Eksekusi Objek Jaminan Fidusia Sulit? Begini Solusi yang Ditawarkan
Utama

Eksekusi Objek Jaminan Fidusia Sulit? Begini Solusi yang Ditawarkan

Diduga ada kesalahan pemahaman atas parate eksekusi dan eksekusi riil titel eksekutorial.

Muhammad Yasin
Bacaan 2 Menit

Putusan Mahkamah Konstitusi bersifat final dan mengikat. Imbas putusan UU Jaminan Fidusia adalah kemungkinan banyaknya permohonan eksekusi jaminan fidusia ke pengadilan. Hakim yustisial pada Mahkamah Agung, D.Y. Witanto mengatakan pada dasarnya pengadilan siap untuk menerima permohonan karena secara normatif pengadilan tidak boleh menolak perkara yang masuk. Cuma, beban pengadilan saat ini juga sudah banyak. “Eksekusi melalui pengadilan bukan solusi,” ujarnya.

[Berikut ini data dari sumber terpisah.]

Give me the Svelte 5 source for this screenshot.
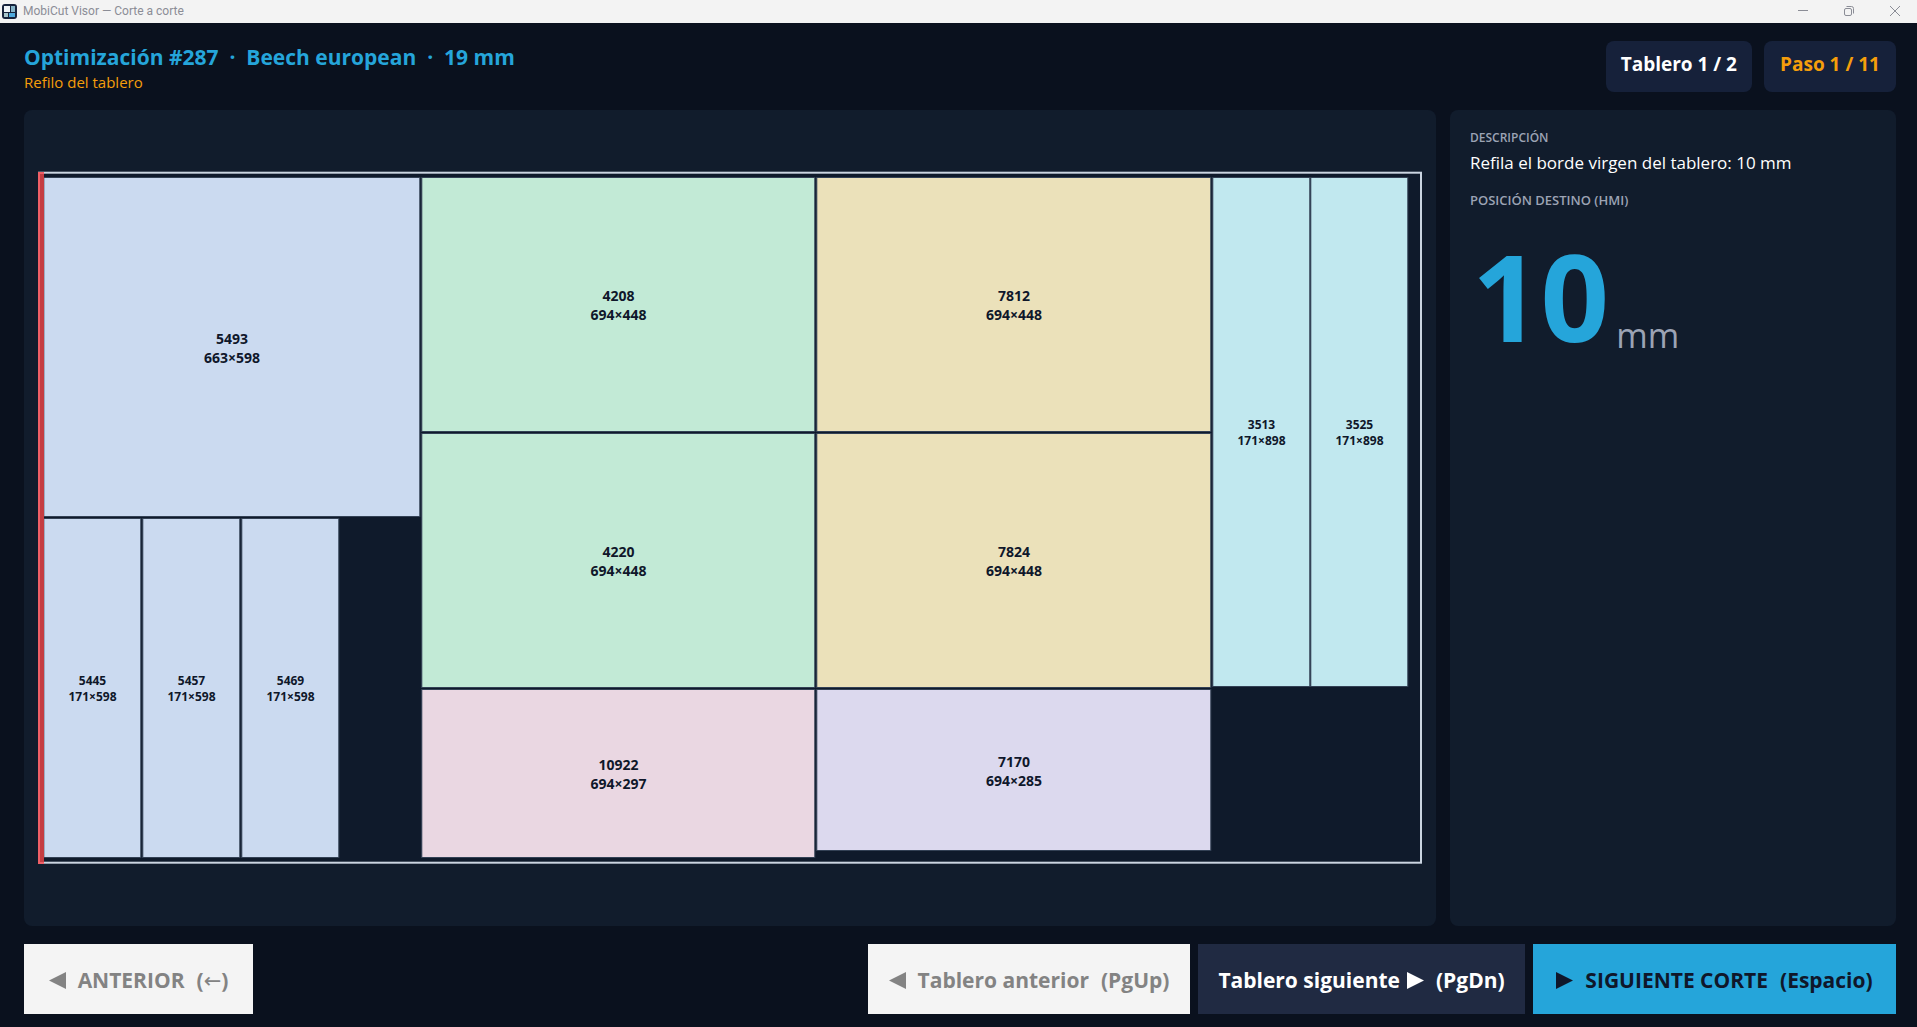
<script>
  const board = { width: 1384, height: 692 };

  const pieces = [
    { id: '5493', size: '663×598', x: 6, y: 5, w: 376, h: 339, tone: 'blue' },
    { id: '5445', size: '171×598', x: 6, y: 346, w: 97, h: 339, tone: 'blue', small: true },
    { id: '5457', size: '171×598', x: 105, y: 346, w: 97, h: 339, tone: 'blue', small: true },
    { id: '5469', size: '171×598', x: 204, y: 346, w: 97, h: 339, tone: 'blue', small: true },
    { id: '4208', size: '694×448', x: 384, y: 5, w: 393, h: 254, tone: 'green' },
    { id: '4220', size: '694×448', x: 384, y: 261, w: 393, h: 254, tone: 'green' },
    { id: '10922', size: '694×297', x: 384, y: 517, w: 393, h: 168, tone: 'pink' },
    { id: '7812', size: '694×448', x: 779, y: 5, w: 394, h: 254, tone: 'sand' },
    { id: '7824', size: '694×448', x: 779, y: 261, w: 394, h: 254, tone: 'sand' },
    { id: '7170', size: '694×285', x: 779, y: 517, w: 394, h: 161, tone: 'violet' },
    { id: '3513', size: '171×898', x: 1175, y: 5, w: 97, h: 509, tone: 'cyan', small: true },
    { id: '3525', size: '171×898', x: 1273, y: 5, w: 97, h: 509, tone: 'cyan', small: true }
  ];
</script>

<div class="window">
  <div class="titlebar">
    <svg class="app-icon" viewBox="0 0 15 15" aria-hidden="true">
      <rect x="0" y="0" width="15" height="15" rx="3" fill="#17233c" />
      <rect x="2" y="2" width="6" height="6" fill="#eef3f7" />
      <rect x="9" y="2" width="4" height="6" fill="#86b4c8" />
      <rect x="2" y="9" width="4" height="4" fill="#a9c6cc" />
      <rect x="7" y="9" width="6" height="4" fill="#4fa9dc" />
    </svg>
    <span class="app-name">MobiCut Visor — Corte a corte</span>
    <div class="controls">
      <button aria-label="Minimizar"><svg viewBox="0 0 12 12"><path d="M1 5.500H11" /></svg></button>
      <button aria-label="Restaurar">
        <svg viewBox="0 0 12 12"><rect x="1.500" y="3.500" width="7" height="7" rx="1.500" /><path d="M3.500 1.500H8.500Q10.500 1.500 10.500 3.500V8.500" /></svg>
      </button>
      <button aria-label="Cerrar"><svg viewBox="0 0 12 12"><path d="M1 1L11 11M11 1L1 11" /></svg></button>
    </div>
  </div>

  <main>
    <header>
      <div class="heading">
        <h1>Optimización #287  ·  Beech european  ·  19 mm</h1>
        <p>Refilo del tablero</p>
      </div>
      <div class="pill">Tablero 1 / 2</div>
      <div class="pill step">Paso 1 / 11</div>
    </header>

    <div class="content">
      <section class="panel plan">
        <svg viewBox="0 0 {board.width} {board.height}" role="img" aria-label="Plano de corte">
          <rect class="board" x="1" y="0.700" width="1382" height="690" />
          {#each pieces as p}
            <rect class="piece {p.tone}" x={p.x - 0.2} y={p.y + 0.5} width={p.w} height={p.h} />
            <text class:small={p.small} x={p.x + p.w / 2} y={p.y + p.h / 2 - 3}>{p.id}</text>
            <text class:small={p.small} x={p.x + p.w / 2} y={p.y + p.h / 2 + (p.small ? 13 : 16)}>{p.size}</text>
          {/each}
          <rect class="trim" x="1" y="1" width="5" height="690" />
          <path class="trim-edge" d="M6 1H1V691H6" />
        </svg>
      </section>

      <aside class="panel info">
        <h2>DESCRIPCIÓN</h2>
        <p class="description">Refila el borde virgen del tablero: 10 mm</p>
        <h2 class="target-title">POSICIÓN DESTINO (HMI)</h2>
        <div class="target"><strong>10</strong><span>mm</span></div>
      </aside>
    </div>

    <footer>
      <button class="action prev" disabled>
        <svg viewBox="0 0 17 17"><path d="M17 0V17L0 8.500Z" /></svg><span>ANTERIOR</span><span>(<i>←</i>)</span>
      </button>
      <button class="action board-prev" disabled>
        <svg viewBox="0 0 17 17"><path d="M17 0V17L0 8.500Z" /></svg><span>Tablero anterior</span><span>(PgUp)</span>
      </button>
      <button class="action board-next">
        <span class="label">Tablero siguiente<svg viewBox="0 0 17 17"><path d="M0 0V17L17 8.500Z" /></svg></span><span>(PgDn)</span>
      </button>
      <button class="action next">
        <svg viewBox="0 0 17 17"><path d="M0 0V17L17 8.500Z" /></svg><span>SIGUIENTE CORTE</span><span>(Espacio)</span>
      </button>
    </footer>
  </main>
</div>

<style>
  :global(body) { margin: 0; background: #0a111e; }
  .window {
    box-sizing: border-box;
    min-height: 100vh;
    display: flex;
    flex-direction: column;
    font-family: "Segoe UI", "Open Sans", "Noto Sans", sans-serif;
    color: #fff;
    background: #0a111e;
  }
  h1, h2, p { margin: 0; }
  button { font: inherit; border: 0; padding: 0; }
  .titlebar {
    display: flex;
    align-items: center;
    height: 23px;
    padding: 0 16px 0 2px;
    background: #f3f3f3;
    color: #8b8d96;
    font-family: "Segoe UI", Roboto, sans-serif;
    font-size: 12px;
  }
  .app-icon { width: 15px; height: 15px; margin-right: 6px; }
  .app-name { flex: 1; line-height: 23px; }
  .controls { display: flex; gap: 34px; margin-bottom: 2px; }
  .controls button { display: flex; background: none; }
  .controls svg { width: 12px; height: 12px; fill: none; stroke: #8b8d96; }

  main {
    flex: 1;
    display: flex;
    flex-direction: column;
    padding: 18px 21px 13px 24px;
  }
  header { display: flex; align-items: flex-start; gap: 12px; margin-bottom: 18px; }
  .heading { flex: 1; }
  h1 { font-size: 21px; line-height: 32px; font-weight: 700; color: #25a5da; white-space: pre; }
  .heading p { font-size: 15px; line-height: 18px; color: #f59e0b; }
  .pill {
    box-sizing: border-box;
    min-width: 132px;
    height: 51px;
    padding: 8px 15px 13px;
    border-radius: 8px;
    background: #16213a;
    font-size: 19px;
    line-height: 30px;
    font-weight: 700;
    text-align: center;
    white-space: pre;
  }
  .step { color: #f59e0b; }

  .content { flex: 1; display: flex; gap: 14px; }
  .panel { box-sizing: border-box; border-radius: 8px; background: #111c2c; }
  .plan { flex: 1; min-width: 0; display: flex; align-items: center; padding: 14px; }
  .plan svg { display: block; width: 100%; overflow: visible; }
  .board { fill: #0f1a2b; stroke: #cbd5e1; stroke-width: 2; }
  .piece { stroke: #334155; stroke-width: 1; }
  .blue { fill: #cbdaf0; }
  .green { fill: #c2ead6; }
  .pink { fill: #ead7e2; }
  .sand { fill: #ebe1ba; }
  .violet { fill: #dcd9ee; }
  .cyan { fill: #c1e8ef; }
  .trim { fill: #c53d42; }
  .trim-edge { fill: none; stroke: #ef5f66; stroke-width: 2; }
  text { font-size: 14px; font-weight: 700; fill: #0f172a; text-anchor: middle; }
  text.small { font-size: 12px; }

  .info { width: 446px; padding: 20px; }
  h2 { font-size: 12px; line-height: 16px; font-weight: 600; color: #9ca3b4; }
  .target-title { font-size: 13px; }
  .description { margin: 5px 0 17px; font-size: 17px; line-height: 24px; }
  .target { display: flex; align-items: flex-end; gap: 7px; margin-top: 6px; padding-left: 2px; }
  .target strong { font-size: 120px; line-height: 164px; font-weight: 700; color: #25a5da; }
  .target span { font-size: 34px; line-height: 86px; color: #9ca3b4; }

  footer { display: flex; gap: 8px; margin-top: 18px; }
  .action {
    box-sizing: border-box;
    display: flex;
    align-items: center;
    justify-content: center;
    gap: 12px;
    height: 70px;
    padding-top: 2px;
    font-size: 21px;
    line-height: 28px;
    font-weight: 700;
    white-space: nowrap;
  }
  .action svg { width: 17px; height: 17px; fill: currentColor; }
  .action i { font: 400 21px/20px "DejaVu Sans", sans-serif; }
  .action:disabled { background: #f4f4f4; color: #838383; }
  .label { display: flex; align-items: center; gap: 7px; }
  .prev { min-width: 229px; margin-right: auto; }
  .board-prev { min-width: 322px; }
  .board-next { min-width: 327px; background: #202a42; color: #fff; }
  .next { min-width: 363px; background: #25a5da; color: #0f172a; }
</style>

(Baca: MK Tutup Ruang Debt Collector?).

Sita eksekusi terhadap benda bergerak bukan perkara mudah. Pengadilan terikat pada kompetensi relative, sebaliknya debitor dapat memindahkan benda bergerak sewaktu-waktu. Lagipula, proses eksekusi melalui pengadilan relatif panjang karena harus memenuhi prosedur eksekusi sebagaimana diatur dalam HIR/RBg (Hukum Acara Perdata). Dan, yang tak penting, objek jaminan pada umumnya bernilai kecil sehingga akan habis oleh pembayaran biaya eksekusi dan biaya pajak.

Kesalahan Memahami

Teddy menduga ada kesalahan pemahaman tentang eksekusi jaminan fidusia dalam pertimbangan Mahkamah Konstitusi. Pada bagian pertimbangan, Mahkamah Konstitusi menyatakan ketentuan dalam norma Pasal 15 ayat (3) merupakan lanjutan dari ketentuan norma Pasal 15 ayat (2) UU No. 42 Tahun 1999. Secara substansial, itu merupakan konsekuensi yuridis akibat adanya ‘titel eksekutorial’ dan ‘dipersamakannya sertifikat jaminan fidusia dengan putusan pengadilan yang telah berkekuatan hukum tetap’. Padahal, jelas Teddy Anggoro, ada perbedaan kedua pasal tersebut. Pasal 15 ayat (1) dan ayat (2) mengatur tentang eksekusi riil titel eksekutorial; sedangkan Pasal 15 ayat (3) mengatur tentang parate eksekusi.

Mahkamah juga mempertimbangkan bahwa apabila pemberi hak fidusia (debitor) tidak mengakui adanya cidera janji atau wanprestasi dan keberatan menyerahkan objek jaminan fidusia secara sukarela, maka penerima jaminan fidusia (kreditor) tidak boleh melakukan eksekusi sendiri melainkan harus mengajukan permohonan pelaksanaan eksekusi ke pengadilan negeri.

Di sinilah, Teddy menduga, pemahaman Mahkamah tercampur mengenai cara eksekusi jaminan fidusia yang diberikan Undang-Undang. “Kalau eksekusi riil titel eksekutorial memang harus sesuai Pasal 224 HIR, yakni melalui pengadilan," tegasnya.

Pemaknaan Pasal 15 ayat (2) UU Jaminan Fidusia dapat menimbulkan masalah. Sebab, jika dibaca pertimbangan Mahkamah Konstitusi tersirat bahwa penentuan cidera janji harus disepakati kreditor dan debitor pada saat objek jaminan akan dieksekusi. Padahal, pada awal perjanjian sudah disepakati hak dan kewajiban beserta kriteria wanprestasi.

Teddy berpendapat kreditor tetap dapat melakukan eksekusi meskipun Mahkamah Konstitusi membatalkan secara bersyarat frasa tertentu dalam Pasal 15 ayat (2) dan ayat (3) UU Jaminan Fidusia. Kreditor dapat berpijak pada Pasal 29 dan 30 UU Jaminan Fidusia. Pasal 29 mengatur tiga cara eksekusi benda jaminan fidusia. Pertama, pelaksanaan titel eksekutorial sebagaimana dimaksud Pasal 15 ayat (2). Kedua, penjualan benda yang menjadi objek jaminan fidusia atas kekuasaan penerima fidusia sendiri melalui pelelangan umum serta mengambil pelunasan piutangnya dari hasil penjualan tersebut. Ketiga, penjualan di bawah tangan yang dilakukan berdasarkan kesepakatan pemberi dan penerima fidusia jika dengan dengan cara ini dapat diperoleh harga tertinggi yang menguntungkan para pihak.